The server worker threads are set up so that one of the workers always takes a long time to process requests. Then the client spews 100 requests and measures how long they take to process.

In a perfect load balancing system the requests should be sent to the server (or worker thread in this case) that is the least busy. Instead what's happening here is that the round-robin algorithm sends all the requests evenly to all the worker threads and then just sits there twiddling its thumbs before it's time to process the replies and send them back to the requesters.

For a networked load balancer without any additional information this behavior might make sense. For one that actually has perfect information like "inproc:" this is crazy. We end up with 4 server threads processing their requests in a few microseconds, then the last server thread takes 2 seconds each to process each request.

A perfect load balancer would give us 99 fast requests averaging a few microseconds each and one that took two seconds. Instead we get 80 fast requests averaging a few microseconds each and 20 that average 21 seconds each (first takes 2, second takes 4, ... last takes 40). The total time we've been blocking the client(s) is 418 seconds more than we should have. This is not good.

The workaround is to reduce the receive buffer on the worker threads to ne byte. Somehow this makes the slow worker thread process three requests. First one I understand, it's the one it starts processing immediately, second one I understand, it's the one that's queued in the "exactly one message may be buffered in addition to the data in the receive buffer", but where does the third come from? It won't fit in the buffer, because the request is three bytes and the receive buffer is set to 1. Is it queued in the send buffer, but then why aren't all requests queued in the send buffer? And why can't I set the receive buffer to 0 bytes?

What did I miss?

Nanomsg documentation isn't very verbose, so it is quite likely that I messed something up. Maybe what I'm doing is not how things should be done even though 0mq documentation implied that this is the intended way to use it.

Background

Why?

I'm evaluating nanomsg as a replacement protocol for two internal services we run. We desperately need to modernize certain things in how we talk to our services and as part of it I've decided to find some ready made solution instead of rolling our own. Our own protocols do what they need, are low latency and fast, but it's not really our core business to polish network protocols.

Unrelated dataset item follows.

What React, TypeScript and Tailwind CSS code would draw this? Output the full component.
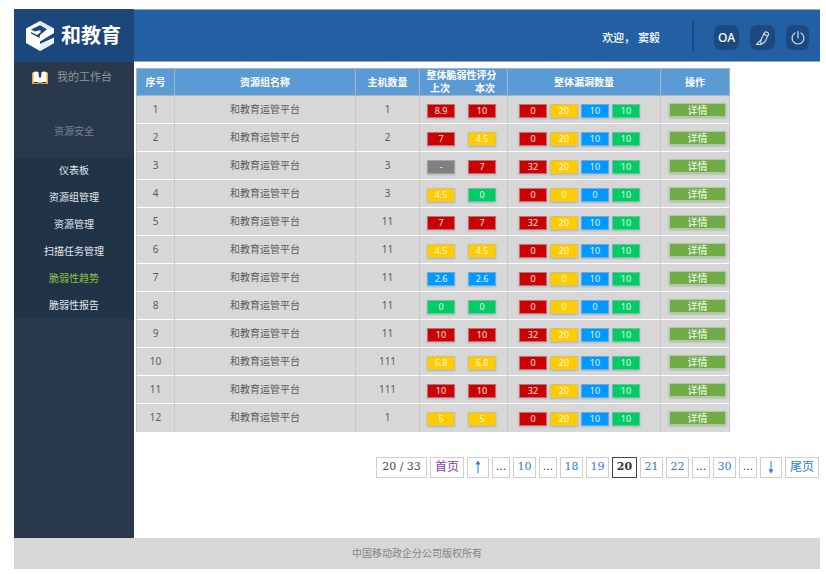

So far nanomsg looks like almost what we need. We would use a relatively simple REQ/REP model for both the services we run and can use the internal load balancing with data center priorities (for our users that have two or more data centers) even though it's slightly less advanced than what we do today. So far so good. But.

Clues out there on the net

I've read http://250bpm.com/blog:14 and it pretty much talks about what load balancing we need, except that there's one thing that I either don't understand, haven't found anywhere in the documentation or isn't there and is just mentioned in the blog post as a side note without explaining.

"...if a peer is dead, or it is busy at the moment, it's removed..."

"...after all the priority 1 peers are dead, disconnected or busy..."

"...unless all of them are dead, busy or disconnected..."

What does "busy" mean? I haven't found anywhere in the API documentation any way to signal that a service is busy.

Why it matters.

Both our services, but especially one, have annoying performance profiles. One request can take anything between a few microseconds to several minutes. The majority are in the lower end of the scale and the servers use less than half the CPUs they have and everyone is happy. The occasional expensive 1s, 20s, 120s requests mix up nicely with the normal fire hose of cheap ones. But given enough random events, we do end up in the unlikely situation where too many expensive requests are being handled by the same server and we don't have enough CPU to process things in real time and the requests queue up. Our most heavily used servers can peak at 10k requests per second and going from 20us average processing time to 100ms means that we go from a few dozen clients waiting for a response to thousands or worse. A waiting client uses a lot of memory, which slows request processing even more which quickly propagates up the stack and leads to choking frontend servers and the whole house of cards falls down. This is not an imagined scenario. Logging shows that some of our users hit this situation several times per day. Strictly speaking it isn't necessarily just the requests that are expensive, but can also be caused by the paging behavior of the machines they run on since we're processing a lot of data mapped with mmap and the operating system can sometimes evict random pages that we end up actually needing.

We can't handle this with client side timeouts because the client rarely knows which requests will be CPU melters and which ones will be handled by a simple precomputed response. So any reasonable client timeout must be at least a few seconds (plus manual tuning of the requests that we know can take up to several minutes), which would lead to unreasonable amount of request queueing before we detect that a server is too busy and we should switch to another one.

The solution for it we have in our home-brew protocols is to always reserve a high priority worker thread that handles requests when all other worker threads are busy. It reads the request, throws it away and responds "busy, go away" (almost literally). Then there's logic in the clients that makes them X% (90-99% usually) less likely to send a request to a server if the last response from it was "go away". The occasional request still gets through and if the server has stopped being busy it is put back into the normal load balancing schedule. But even the simplest strategy of "resend the request to any other randomly picked server" works good enough. By spreading the load this way we reduce the probability of having all CPUs busy at the same time from once an hour to once a year which is good enough. Random is quite important here because when doing this round-robin just one small hiccup on one server means that the next server in the list gets hit with two fire hoses of requests, overloads, returns "go away", the next server in line gets all the firehoses and we end up with oscilating servers.